Simplify Powers of 2: Solving 2³ × 2⁴ ÷ 2⁵

In order to simplify the given expression, we will use the following two laws of exponents:

a. Law of exponents for multiplication of terms with identical bases:

$a^m\cdot a^n=a^{m+n}$

b.
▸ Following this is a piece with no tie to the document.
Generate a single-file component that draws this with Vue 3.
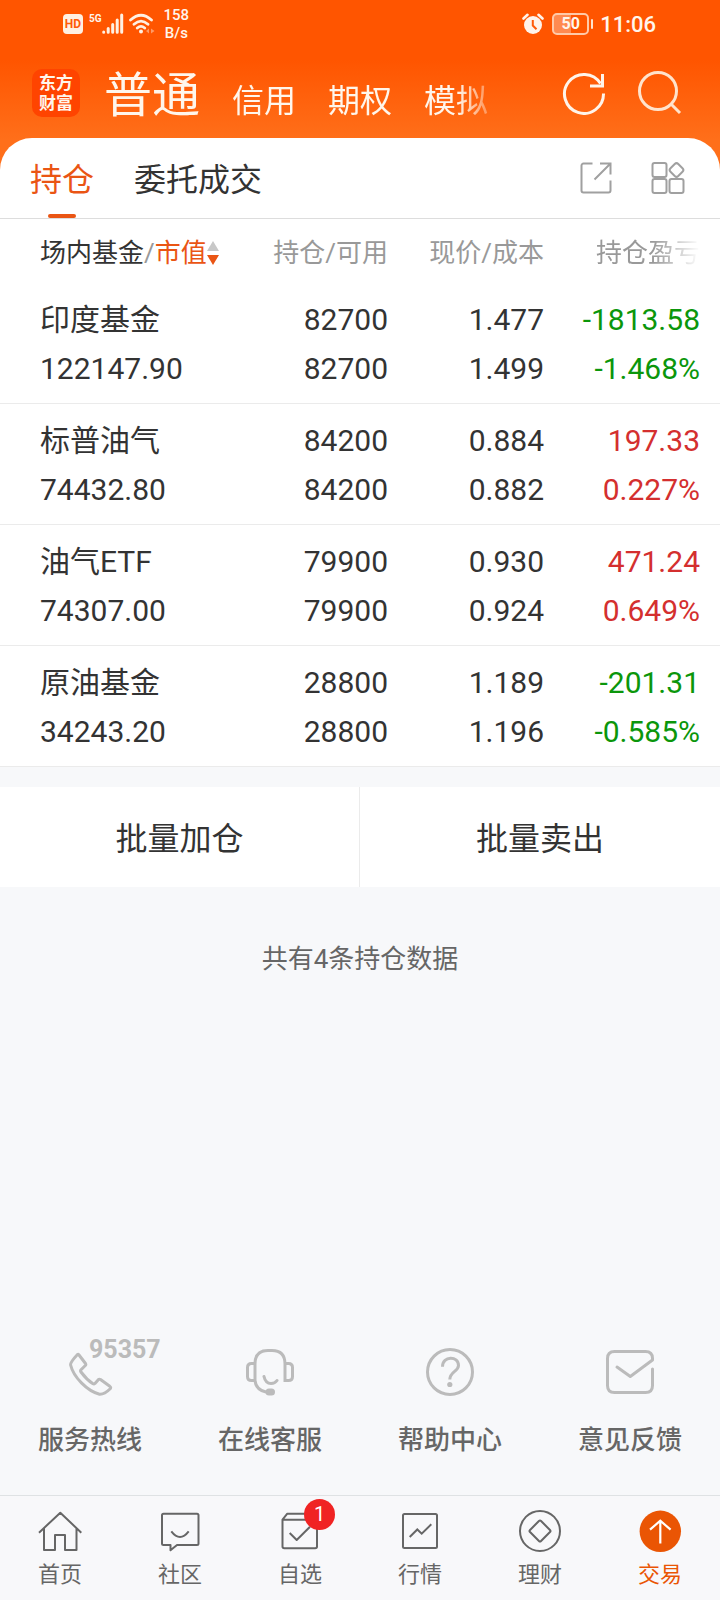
<script setup>
import { ref } from 'vue'

const accounts = ['普通', '信用', '期权', '模拟']
const account = ref('普通')

const tabs = ['持仓', '委托成交']
const tab = ref('持仓')

const holdings = [
  { name: '印度基金', value: '122147.90', held: '82700', free: '82700', price: '1.477', cost: '1.499', profit: '-1813.58', rate: '-1.468%' },
  { name: '标普油气', value: '74432.80', held: '84200', free: '84200', price: '0.884', cost: '0.882', profit: '197.33', rate: '0.227%' },
  { name: '油气ETF', value: '74307.00', held: '79900', free: '79900', price: '0.930', cost: '0.924', profit: '471.24', rate: '0.649%' },
  { name: '原油基金', value: '34243.20', held: '28800', free: '28800', price: '1.189', cost: '1.196', profit: '-201.31', rate: '-0.585%' },
]
</script>

<template>
  <div class="app">
    <header class="top">
      <div class="status">
        <div class="status-side">
          <span class="hd">HD</span>
          <span class="net">5G</span>
          <svg class="signal" width="22" height="22" viewBox="0 0 22 22" fill="none" stroke="#fff0e2" stroke-width="3" stroke-linecap="round">
            <path d="M1.7 19v.3M6.2 15.500v3.800M10.700 11.500v7.800M15.200 7v12.300M19.700 2v17.300" />
          </svg>
          <svg class="wifi" width="27" height="22" viewBox="0 0 27 22" fill="none" stroke="#fff0e2" stroke-width="2.800" stroke-linecap="round">
            <path d="M1.500 7Q12 -2.500 22.500 7M5 11.300Q12 5 19 11.300M8.300 15Q12 11.800 15.700 15" />
            <circle cx="12" cy="18.500" r="2" fill="#fff0e2" stroke="none" />
            <path d="M20 15.500v5l-3-2.500zM22 15.500v5l3.500-2.500z" fill="#ff9a66" stroke="none" />
          </svg>
          <span class="speed">158<br>B/s</span>
        </div>
        <div class="status-side">
          <svg width="22" height="22" viewBox="0 0 22 22" fill="none">
            <circle cx="11" cy="12" r="9" fill="#fff3ea" />
            <path d="M1.500 5.500L5.500 1.800M20.500 5.500L16.500 1.800" stroke="#fff3ea" stroke-width="2.600" stroke-linecap="round" />
            <path d="M10.800 7v5.500l3.700 3.700" stroke="#ff5a08" stroke-width="2" />
          </svg>
          <span class="battery">50</span>
          <span class="time">11:06</span>
        </div>
      </div>
      <div class="bar">
        <div class="logo">东方<br>财富</div>
        <nav class="accounts">
          <button v-for="a in accounts" :key="a" type="button" :class="{ on: a === account }" @click="account = a">{{ a }}</button>
        </nav>
        <div class="tools">
          <button type="button" aria-label="刷新">
            <svg width="44" height="44" viewBox="0 0 44 44" fill="none" stroke="#fff4ea" stroke-width="3">
              <path d="M41.500 22.500A19.500 19.500 0 1 1 38.500 12.500M40.500 3v12H28" />
            </svg>
          </button>
          <button type="button" aria-label="搜索">
            <svg width="44" height="44" viewBox="0 0 44 44" fill="none" stroke="#ffe3cc" stroke-width="3">
              <circle cx="20" cy="20" r="18.500" />
              <path d="M33 33l9 9" />
            </svg>
          </button>
        </div>
      </div>
    </header>

    <main class="sheet">
      <div class="tabs">
        <button v-for="t in tabs" :key="t" type="button" class="tab" :class="{ on: t === tab }" @click="tab = t">{{ t }}</button>
        <div class="tab-tools">
          <button type="button" aria-label="分享">
            <svg width="32" height="32" viewBox="0 0 32 32" fill="none" stroke="#a0a0a0" stroke-width="2">
              <path d="M12.500 1.500H3.500a2 2 0 0 0-2 2V28.500a2 2 0 0 0 2 2H28.500a2 2 0 0 0 2-2V18.500M20 1.500H30.500V12.500M30 2L14.500 17.500" />
            </svg>
          </button>
          <button type="button" aria-label="更多功能">
            <svg width="34" height="34" viewBox="0 0 34 34" fill="none" stroke="#a0a0a0" stroke-width="2">
              <rect x="1.500" y="2" width="14" height="14" rx="2" />
              <rect x="1.500" y="18" width="14" height="14" rx="2" />
              <rect x="18.500" y="18" width="14" height="14" rx="2" />
              <rect x="20" y="3.500" width="11" height="11" rx="2.500" transform="rotate(45 25.500 9)" />
            </svg>
          </button>
        </div>
      </div>

      <table class="holdings">
        <thead>
          <tr>
            <th scope="col">
              <button type="button" class="sort">
                <span class="dark">场内基金</span>/<span class="hot">市值</span>
                <svg width="12" height="24" viewBox="0 0 12 24">
                  <path d="M6 0L12 10H0z" fill="#c8c8c8" />
                  <path d="M6 24L12 14H0z" fill="#ea5514" />
                </svg>
              </button>
            </th>
            <th scope="col">持仓/可用</th>
            <th scope="col">现价/成本</th>
            <th scope="col"><span class="fade">持仓盈亏</span></th>
          </tr>
        </thead>
        <tbody>
          <tr v-for="h in holdings" :key="h.name">
            <td><div>{{ h.name }}</div><div>{{ h.value }}</div></td>
            <td><div>{{ h.held }}</div><div>{{ h.free }}</div></td>
            <td><div>{{ h.price }}</div><div>{{ h.cost }}</div></td>
            <td :class="h.profit.startsWith('-') ? 'down' : 'up'"><div>{{ h.profit }}</div><div>{{ h.rate }}</div></td>
          </tr>
        </tbody>
      </table>
    </main>

    <div class="batch">
      <button type="button">批量加仓</button>
      <button type="button">批量卖出</button>
    </div>
    <p class="count">共有4条持仓数据</p>

    <section class="services">
      <a href="#hotline">
        <span class="pic">
          <svg width="48" height="48" viewBox="0 0 48 48" fill="none" stroke="#bbb" stroke-width="3" stroke-linejoin="round">
            <path d="M11.500 6.500Q12.300 6 13 7L19.500 15.500Q20.200 16.500 19.300 17.500L14.800 22Q14.200 23 15 24Q20.500 31.500 27 35.800Q28 36.400 29 35.500L32.300 31.700Q33.300 30.800 34.500 31.500L43.800 38.300Q45.300 39.500 44.200 40.800Q38.500 46.500 33.500 46.200C21 43 7.500 29 4.600 17Q4 14.500 11.500 6.500z" />
          </svg>
          <span class="number">95357</span>
        </span>
        服务热线
      </a>
      <a href="#chat">
        <span class="pic">
          <svg width="48" height="48" viewBox="0 0 48 48" fill="none" stroke="#bbb" stroke-width="3" stroke-linecap="round">
            <path d="M9 32V16Q9 2.500 22 2.500H26Q39 2.500 39 16V32.500H42.500Q46.500 32.500 46.500 28.500V19.500Q46.500 15.500 42.500 15.500H39M9 15.500H5.500Q1.500 15.500 1.500 19.500V28.500Q1.500 32.500 5.500 32.500H9Q10 42 20 44M18 28.500Q19.500 35.500 25 35.500Q29 35.500 31 32.500" />
            <rect x="19.500" y="40.500" width="9.500" height="7" rx="3.500" fill="#bbb" stroke="none" />
          </svg>
        </span>
        在线客服
      </a>
      <a href="#help">
        <span class="pic">
          <svg width="48" height="48" viewBox="0 0 48 48" fill="none" stroke="#bbb" stroke-width="3">
            <circle cx="24" cy="24" r="22.500" />
            <path d="M16.500 18.700C16.500 7.500 32.500 7.500 32.500 17.500C32.500 23.500 23.800 23.500 23.800 31.500" />
            <circle cx="23.800" cy="36.500" r="2.600" fill="#bbb" stroke="none" />
          </svg>
        </span>
        帮助中心
      </a>
      <a href="#feedback">
        <span class="pic">
          <svg width="48" height="48" viewBox="0 0 48 48" fill="none" stroke="#bbb" stroke-width="3" stroke-linejoin="round">
            <path d="M11 19L24.300 28.500L46.500 12V10.500Q46.500 3.500 39.500 3.500H8.500Q1.500 3.500 1.500 10.500V37.500Q1.500 44.500 8.500 44.500H39.500Q46.500 44.500 46.500 37.500V21" stroke-linecap="round" />
          </svg>
        </span>
        意见反馈
      </a>
    </section>

    <nav class="dock">
      <a href="#home">
        <span class="pic">
          <svg width="48" height="48" viewBox="0 0 48 48" fill="none" stroke="#666" stroke-width="2">
            <path d="M3 25.700L24.300 5.700L45.300 25.700M8 21.500V43H19V28H29V43H40.500V21.500" stroke-linejoin="round" />
          </svg>
        </span>
        首页
      </a>
      <a href="#community">
        <span class="pic">
          <svg width="48" height="48" viewBox="0 0 48 48" fill="none" stroke="#666" stroke-width="2" stroke-linejoin="round">
            <path d="M7.500 6.700H41Q42.500 6.700 42.500 8.200V36.500Q42.500 38 41 38H21L14.500 43.300V38H7.500Q6 38 6 36.500V8.200Q6 6.700 7.500 6.700zM15.300 24.300Q24 35.500 32.700 24.300" />
          </svg>
        </span>
        社区
      </a>
      <a href="#watchlist">
        <span class="pic">
          <svg width="48" height="48" viewBox="0 0 48 48" fill="none" stroke="#666" stroke-width="2" stroke-linejoin="round">
            <path d="M6.500 12.700H41V39.500Q41 41.300 39.200 41.300H8.300Q6.500 41.300 6.500 39.500V12.700L11.300 6.700H36.300L41 12.700M13.700 26L20.700 33L34 19.700" />
          </svg>
          <span class="badge">1</span>
        </span>
        自选
      </a>
      <a href="#market">
        <span class="pic">
          <svg width="48" height="48" viewBox="0 0 48 48" fill="none" stroke="#666" stroke-width="2">
            <rect x="7" y="7" width="34" height="34" rx="1.500" />
            <path d="M13.700 30L21.300 22.500L25.700 26.700L35.300 17.300" />
          </svg>
        </span>
        行情
      </a>
      <a href="#wealth">
        <span class="pic">
          <svg width="48" height="48" viewBox="0 0 48 48" fill="none" stroke="#666" stroke-width="2">
            <circle cx="24" cy="24" r="20" />
            <rect x="16.200" y="16.200" width="15.600" height="15.600" rx="1.500" transform="rotate(45 24 24)" />
          </svg>
        </span>
        理财
      </a>
      <a href="#trade" class="on">
        <span class="pic">
          <svg width="48" height="48" viewBox="0 0 48 48" fill="none" stroke="#fff" stroke-width="2.200">
            <circle cx="24.300" cy="24.300" r="20.700" fill="#ea5504" stroke="none" />
            <path d="M24.300 36.500V13.700M14 22.700L24.300 13.700L34.600 22.700" />
          </svg>
        </span>
        交易
      </a>
    </nav>
  </div>
</template>

<style>
body {
  margin: 0;
  background: #f7f8fa;
}
</style>

<style scoped>
.app {
  display: flex;
  flex-direction: column;
  min-height: 100vh;
  background: #f7f8fa;
  color: #333;
  font-family: Roboto, "Noto Sans CJK SC", sans-serif;
}
button {
  margin: 0;
  padding: 0;
  border: 0;
  background: none;
  color: inherit;
  font: inherit;
  white-space: nowrap;
  cursor: pointer;
}
a {
  color: inherit;
  text-decoration: none;
}
svg {
  display: block;
}

.top {
  padding-bottom: 32px;
  background: linear-gradient(#ff5500 60px, #ff6f1a 140px);
  color: #fff6ec;
}
.status {
  display: flex;
  justify-content: space-between;
  height: 48px;
  padding: 0 64px 0 63px;
}
.status-side {
  display: flex;
  align-items: center;
}
.hd {
  width: 20px;
  border-radius: 4px;
  background: #fff0e2;
  color: #ff5a08;
  font-size: 12px;
  font-weight: 700;
  line-height: 20px;
  text-align: center;
}
.net {
  align-self: flex-start;
  margin: 12px 0 0 6px;
  font-size: 10px;
  font-weight: 700;
  line-height: 13px;
}
.wifi {
  margin-left: 5px;
}
.speed {
  margin-left: 8px;
  font-size: 15px;
  font-weight: 500;
  line-height: 18px;
  text-align: center;
}
.battery {
  position: relative;
  box-sizing: border-box;
  width: 37px;
  margin: 0 11px 0 8px;
  border: 2px solid #ffc9a8;
  border-radius: 5px;
  background: linear-gradient(90deg, #ff8a50 50%, transparent 50%);
  font-size: 16px;
  font-weight: 700;
  line-height: 18px;
  text-align: center;
}
.battery::after {
  content: "";
  position: absolute;
  top: 4px;
  right: -6px;
  width: 2px;
  height: 10px;
  border-radius: 1px;
  background: #ffe3cc;
}
.time {
  font-size: 22px;
  font-weight: 500;
}

.bar {
  display: flex;
  align-items: center;
  height: 90px;
  padding: 0 38px 0 32px;
}
.logo {
  box-sizing: border-box;
  flex: none;
  width: 48px;
  height: 48px;
  padding-top: 4px;
  border-radius: 10px;
  background: #ff4400;
  font-size: 17px;
  font-weight: 700;
  line-height: 20px;
  text-align: center;
}
.accounts {
  display: flex;
  align-items: baseline;
  gap: 32px;
  margin-left: 24px;
  padding-top: 11px;
  font-size: 32px;
  line-height: 48px;
  mask-image: linear-gradient(90deg, #000 92%, transparent 104%);
}
.accounts .on {
  font-size: 48px;
}
.tools {
  display: flex;
  gap: 32px;
  margin-left: auto;
}

.sheet {
  margin-top: -32px;
  border-radius: 32px 32px 0 0;
  background: #fff;
}
.tabs {
  display: flex;
  gap: 40px;
  height: 80px;
  padding: 0 35px 0 30px;
  border-bottom: 1px solid #ddd;
  font-size: 32px;
}
.tab {
  position: relative;
  padding-bottom: 2px;
}
.tab.on {
  color: #ea5514;
}
.tab.on::after {
  content: "";
  position: absolute;
  bottom: 0;
  left: 50%;
  width: 28px;
  height: 4px;
  margin-left: -14px;
  border-radius: 2px;
  background: #ea5514;
}
.tab-tools {
  display: flex;
  align-items: center;
  gap: 39px;
  margin-left: auto;
}

.holdings {
  width: 100%;
  border-collapse: collapse;
  table-layout: fixed;
  font-size: 30px;
  line-height: 49px;
}
th,
td {
  box-sizing: border-box;
  padding: 0;
  text-align: right;
  white-space: nowrap;
}
th {
  height: 64px;
  padding-top: 4px;
  color: #999;
  font-size: 26px;
  font-weight: 400;
}
th:nth-child(2),
th:nth-child(3) {
  width: 156px;
}
th:nth-child(4) {
  width: 176px;
}
th:first-child,
td:first-child {
  padding-left: 40px;
  text-align: left;
}
th:last-child,
td:last-child {
  padding-right: 20px;
}
td {
  padding-top: 12px;
  padding-bottom: 10px;
  border-bottom: 1px solid #ebebeb;
}
.sort {
  display: flex;
  align-items: center;
}
.dark {
  color: #333;
}
.hot {
  color: #ea5514;
}
.fade {
  mask-image: linear-gradient(90deg, #000 55%, transparent);
}
.up {
  color: #d42f2f;
}
.down {
  color: #0b960b;
}

.batch {
  display: grid;
  grid-template-columns: 1fr 1fr;
  margin-top: 20px;
  background: #fff;
  font-size: 32px;
}
.batch button {
  height: 100px;
  padding-bottom: 2px;
}
.batch button:first-child {
  border-right: 1px solid #ebebeb;
}
.count {
  margin: 53px 0 auto;
  color: #666;
  font-size: 26px;
  line-height: 38px;
  text-align: center;
}

.services,
.dock {
  display: grid;
  grid-auto-flow: column;
  grid-auto-columns: 1fr;
}
.services a,
.dock a {
  display: flex;
  flex-direction: column;
  align-items: center;
  color: #666;
}
.services a {
  gap: 26px;
  padding-bottom: 36px;
  font-size: 26px;
  font-weight: 500;
  line-height: 37px;
}
.dock {
  border-top: 1px solid #dfe2e4;
  background: #f8f8fa;
}
.dock a {
  gap: 5px;
  padding: 11px 0;
  font-size: 22px;
  line-height: 29px;
}
.dock .on {
  color: #ea5504;
}
.pic {
  position: relative;
}
.number {
  position: absolute;
  top: -12px;
  left: 23px;
  color: #bbb;
  font-size: 25px;
  font-weight: 700;
  line-height: 28px;
}
.badge {
  position: absolute;
  top: -8px;
  left: 28px;
  width: 31px;
  border-radius: 16px;
  background: #f02323;
  color: #fff;
  font-size: 20px;
  line-height: 31px;
  text-align: center;
}
</style>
Law of exponents for division of terms with identical bases:

$\frac{a^m}{a^n}=a^{m-n}$

Let's solve the given expression:

$\frac{2^3\cdot2^4}{2^5}=$First, since in the numerator we have multiplication of terms with identical bases, we'll use the law of exponents mentioned in a:

$\frac{2^3\cdot2^4}{2^5}= \\ \frac{2^{3+4}}{2^5}=\\ \frac{2^{7}}{2^5}=\\$We'll continue, since we have division of terms with identical bases, we'll use the law of exponents mentioned in b:

$\frac{2^{7}}{2^5}=\\ 2^{7-5}=\\ 2^2=\\ \boxed{4}$

Let's summarize the simplification of the given expression:

$\frac{2^3\cdot2^4}{2^5}= \\ \frac{2^{7}}{2^5}=\\ 2^2=\\ \boxed{4}$

Therefore, the correct answer is answer d.